Scan the data beneath this task and copy each line that includes "components".

★ ★ ★

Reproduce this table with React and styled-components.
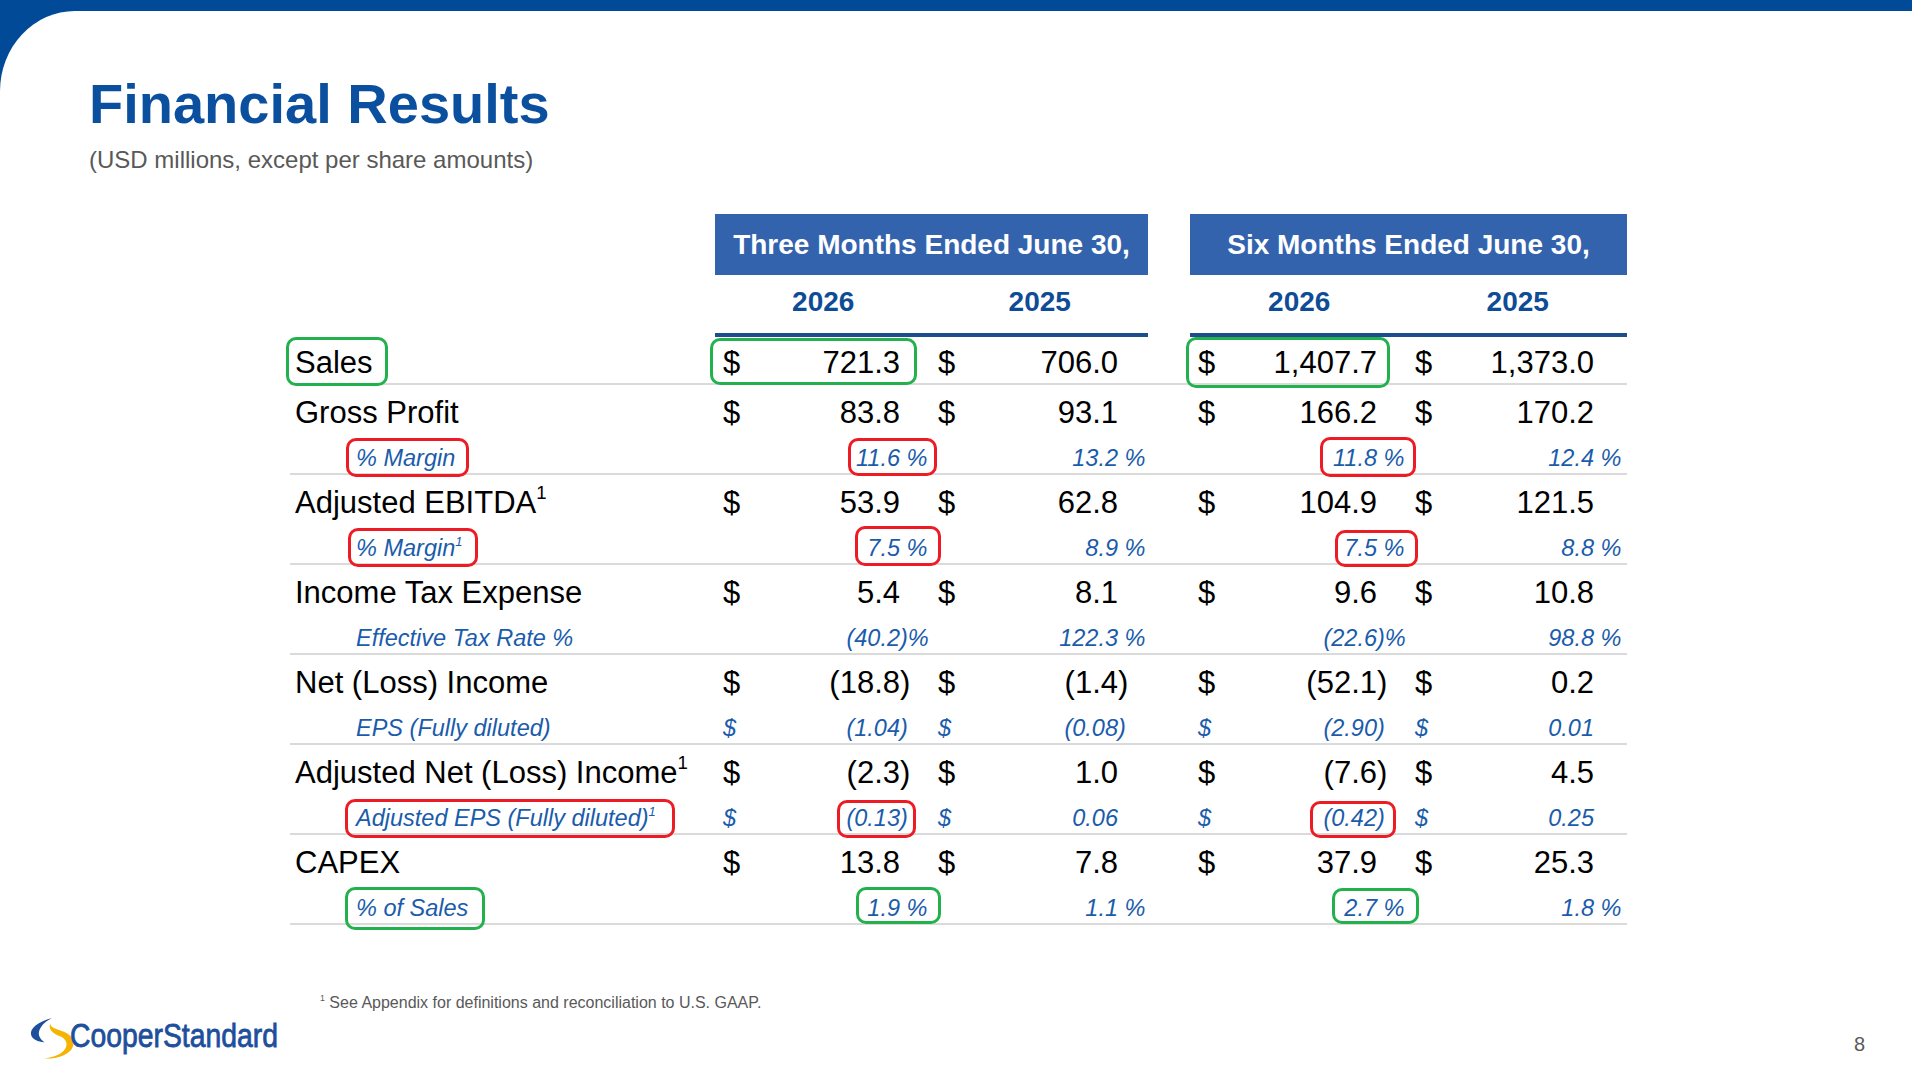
import React from 'react';
import styled, { createGlobalStyle } from 'styled-components';

const COLS = '425px 215px 218px 42px 217px 217px 3px';
const FONT = '"Liberation Sans", Arial, sans-serif';

const rows = [
  { label: 'Sales', vals: ['721.3', '706.0', '1,407.7', '1,373.0'] },
  {
    label: 'Gross Profit',
    vals: ['83.8', '93.1', '166.2', '170.2'],
    sub: { label: '% Margin', vals: ['11.6 %', '13.2 %', '11.8 %', '12.4 %'] },
  },
  {
    label: 'Adjusted EBITDA',
    sup: true,
    vals: ['53.9', '62.8', '104.9', '121.5'],
    sub: { label: '% Margin', sup: true, vals: ['7.5 %', '8.9 %', '7.5 %', '8.8 %'] },
  },
  {
    label: 'Income Tax Expense',
    vals: ['5.4', '8.1', '9.6', '10.8'],
    sub: { label: 'Effective Tax Rate %', vals: ['(40.2)%', '122.3 %', '(22.6)%', '98.8 %'] },
  },
  {
    label: 'Net (Loss) Income',
    vals: ['(18.8)', '(1.4)', '(52.1)', '0.2'],
    sub: { label: 'EPS (Fully diluted)', dollar: true, vals: ['(1.04)', '(0.08)', '(2.90)', '0.01'] },
  },
  {
    label: 'Adjusted Net (Loss) Income',
    sup: true,
    vals: ['(2.3)', '1.0', '(7.6)', '4.5'],
    sub: {
      label: 'Adjusted EPS (Fully diluted)',
      sup: true,
      dollar: true,
      vals: ['(0.13)', '0.06', '(0.42)', '0.25'],
    },
  },
  {
    label: 'CAPEX',
    vals: ['13.8', '7.8', '37.9', '25.3'],
    sub: { label: '% of Sales', vals: ['1.9 %', '1.1 %', '2.7 %', '1.8 %'] },
  },
];

// annotation boxes drawn over the table (x, y, w, h relative to the table)
const marks = [
  { tone: 'green', x: -4, y: 123, w: 102, h: 49 },
  { tone: 'green', x: 420, y: 124, w: 207, h: 47 },
  { tone: 'green', x: 896, y: 123, w: 204, h: 51 },
  { tone: 'green', x: 55, y: 673, w: 140, h: 43 },
  { tone: 'green', x: 566, y: 673, w: 85, h: 37 },
  { tone: 'green', x: 1042, y: 674, w: 87, h: 36 },
  { tone: 'red', x: 56, y: 224, w: 123, h: 39 },
  { tone: 'red', x: 558, y: 224, w: 89, h: 38 },
  { tone: 'red', x: 1030, y: 223, w: 96, h: 40 },
  { tone: 'red', x: 58, y: 314, w: 130, h: 39 },
  { tone: 'red', x: 565, y: 312, w: 86, h: 40 },
  { tone: 'red', x: 1045, y: 316, w: 83, h: 37 },
  { tone: 'red', x: 55, y: 585, w: 330, h: 39 },
  { tone: 'red', x: 547, y: 586, w: 79, h: 38 },
  { tone: 'red', x: 1020, y: 587, w: 86, h: 37 },
];

const splitValue = (v) => {
  const m = v.match(/^(\(?[\d.,]+)(.*)$/);
  return m ? [m[1], m[2]] : [v, ''];
};

const GlobalStyle = createGlobalStyle`
  body {
    margin: 0;
    background: #fff;
  }
`;

const Slide = styled.div`
  width: 1912px;
  height: 1075px;
  overflow: hidden;
  background: linear-gradient(#004a98 0 120px, #fff 120px);
  font-family: ${FONT};
`;

const Panel = styled.div`
  margin-top: 11px;
  height: 1064px;
  background: #fff;
  border-top-left-radius: 75px 80px;
  display: flex;
  flex-direction: column;
`;

const Heading = styled.header`
  padding: 61px 0 0 89px;
`;

const Title = styled.h1`
  margin: 0;
  font-size: 56px;
  line-height: 64px;
  font-weight: 700;
  color: #0b4f9f;
`;

const Subtitle = styled.p`
  margin: 10px 0 0;
  font-size: 24px;
  line-height: 28px;
  color: #595959;
`;

const Table = styled.section`
  position: relative;
  margin: 40px 0 0 290px;
  width: 1337px;
`;

const HeadRow = styled.div`
  display: grid;
  grid-template-columns: ${COLS};
`;

const PeriodBox = styled.div`
  grid-column: ${(p) => p.$span};
  height: 61px;
  background: #3463ae;
  color: #fff;
  font-size: 28px;
  line-height: 61px;
  font-weight: 700;
  text-align: center;
  white-space: nowrap;
`;

const YearPair = styled.div`
  grid-column: ${(p) => p.$span};
  display: grid;
  grid-template-columns: 1fr 1fr;
  padding-bottom: 4px;
  border-bottom: 4px solid #1e4d8b;
`;

const Year = styled.div`
  font-size: 28px;
  line-height: 54px;
  font-weight: 700;
  color: #0f4c96;
  text-align: center;
`;

const Group = styled.div`
  border-bottom: 2px solid #dadada;
`;

const Line = styled.div`
  display: grid;
  grid-template-columns: ${COLS};
  white-space: nowrap;
  ${(p) =>
    p.$kind === 'sub'
      ? `
    padding-top: 6px;
    font-size: 23.5px;
    line-height: 30px;
    font-style: italic;
    color: #1a5cab;
  `
      : `
    padding-top: ${p.$kind === 'sales' ? 6 : 4}px;
    font-size: 31px;
    line-height: ${p.$kind === 'sales' ? 40 : 48}px;
    color: #000;
  `}
`;

const Label = styled.div`
  padding-left: ${(p) => (p.$sub ? 66 : 5)}px;
`;

const Cell = styled.div`
  display: flex;
  padding-left: 8px;
`;

const Num = styled.span`
  flex: 1;
  text-align: right;
`;

const Suffix = styled.span`
  width: 30px;
  white-space: pre;
`;

const Sup = styled.sup`
  font-size: ${(p) => (p.$small ? 0.55 : 0.6)}em;
  line-height: 0;
  vertical-align: 0.75em;
`;

const Mark = styled.div`
  position: absolute;
  left: ${(p) => p.$x}px;
  top: ${(p) => p.$y}px;
  width: ${(p) => p.$w}px;
  height: ${(p) => p.$h}px;
  box-sizing: border-box;
  border: 3.5px solid ${(p) => (p.$tone === 'red' ? '#ed1c24' : '#22b14c')};
  border-radius: 10px;
  pointer-events: none;
`;

const Footer = styled.footer`
  display: flex;
  align-items: flex-start;
  margin-top: 65px;
  padding-left: 28px;
`;

const LogoMark = styled.svg`
  flex: none;
  margin-top: 24px;
  overflow: visible;
`;

const Footnote = styled.p`
  margin: 3px 0 0 40px;
  font-size: 16px;
  line-height: 20px;
  color: #595959;
`;

const PageNum = styled.div`
  margin: 42px 47px 0 auto;
  font-size: 20px;
  line-height: 24px;
  color: #595959;
`;

const Logo = () => (
  <LogoMark width="252" height="48" viewBox="0 0 252 48">
    <path
      d="M24 4 C10 8, 2 14, 3 20.5 C4 25.5, 10 27.8, 16.5 28.2 C12 25, 9.5 21, 11.5 16 C13.5 11, 18 7, 24 4 Z"
      fill="#1d4f9c"
    />
    <path
      d="M22.7 9 C19.5 15, 24.5 19.5, 31.5 22 C39.5 25, 40.5 32, 35.5 37 C31 41.5, 24 43.5, 16.5 44.5 C28 45.5, 45.5 40.5, 45.5 29 C45.5 22, 38.5 18.5, 31 16 C25 14, 21.8 12.3, 22.7 9 Z"
      fill="#f5b400"
    />
    <text
      x="42"
      y="32.7"
      fontFamily={FONT}
      fontSize="33"
      fill="#1d4f9c"
      stroke="#1d4f9c"
      strokeWidth="0.8"
      textLength="208"
      lengthAdjust="spacingAndGlyphs"
    >
      CooperStandard
    </text>
  </LogoMark>
);

const Values = ({ vals, dollar }) =>
  vals.map((v, i) => {
    const [num, suffix] = splitValue(v);
    return (
      <React.Fragment key={i}>
        {i === 2 && <span />}
        <Cell>
          <span>{dollar ? '$' : ''}</span>
          <Num>{num}</Num>
          <Suffix>{suffix}</Suffix>
        </Cell>
      </React.Fragment>
    );
  });

const App = () => (
  <Slide>
    <GlobalStyle />
    <Panel>
      <Heading>
        <Title>Financial Results</Title>
        <Subtitle>(USD millions, except per share amounts)</Subtitle>
      </Heading>

      <Table>
        <HeadRow>
          <PeriodBox $span="2 / 4">Three Months Ended June 30,</PeriodBox>
          <PeriodBox $span="5 / 8">Six Months Ended June 30,</PeriodBox>
        </HeadRow>
        <HeadRow>
          <YearPair $span="2 / 4">
            <Year>2026</Year>
            <Year>2025</Year>
          </YearPair>
          <YearPair $span="5 / 8">
            <Year>2026</Year>
            <Year>2025</Year>
          </YearPair>
        </HeadRow>

        {rows.map((row) => (
          <Group key={row.label}>
            <Line $kind={row.sub ? 'main' : 'sales'}>
              <Label>
                {row.label}
                {row.sup && <Sup>1</Sup>}
              </Label>
              <Values vals={row.vals} dollar />
            </Line>
            {row.sub && (
              <Line $kind="sub">
                <Label $sub>
                  {row.sub.label}
                  {row.sub.sup && <Sup $small>1</Sup>}
                </Label>
                <Values vals={row.sub.vals} dollar={row.sub.dollar} />
              </Line>
            )}
          </Group>
        ))}

        {marks.map((m, i) => (
          <Mark key={i} $tone={m.tone} $x={m.x} $y={m.y} $w={m.w} $h={m.h} />
        ))}
      </Table>

      <Footer>
        <Logo />
        <Footnote>
          <Sup $small>1</Sup> See Appendix for definitions and reconciliation to U.S. GAAP.
        </Footnote>
        <PageNum>8</PageNum>
      </Footer>
    </Panel>
  </Slide>
);

export default App;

★ ★ ★

• Output for this task:
Reproduce this table with React and styled-components.
import styled, { createGlobalStyle } from 'styled-components';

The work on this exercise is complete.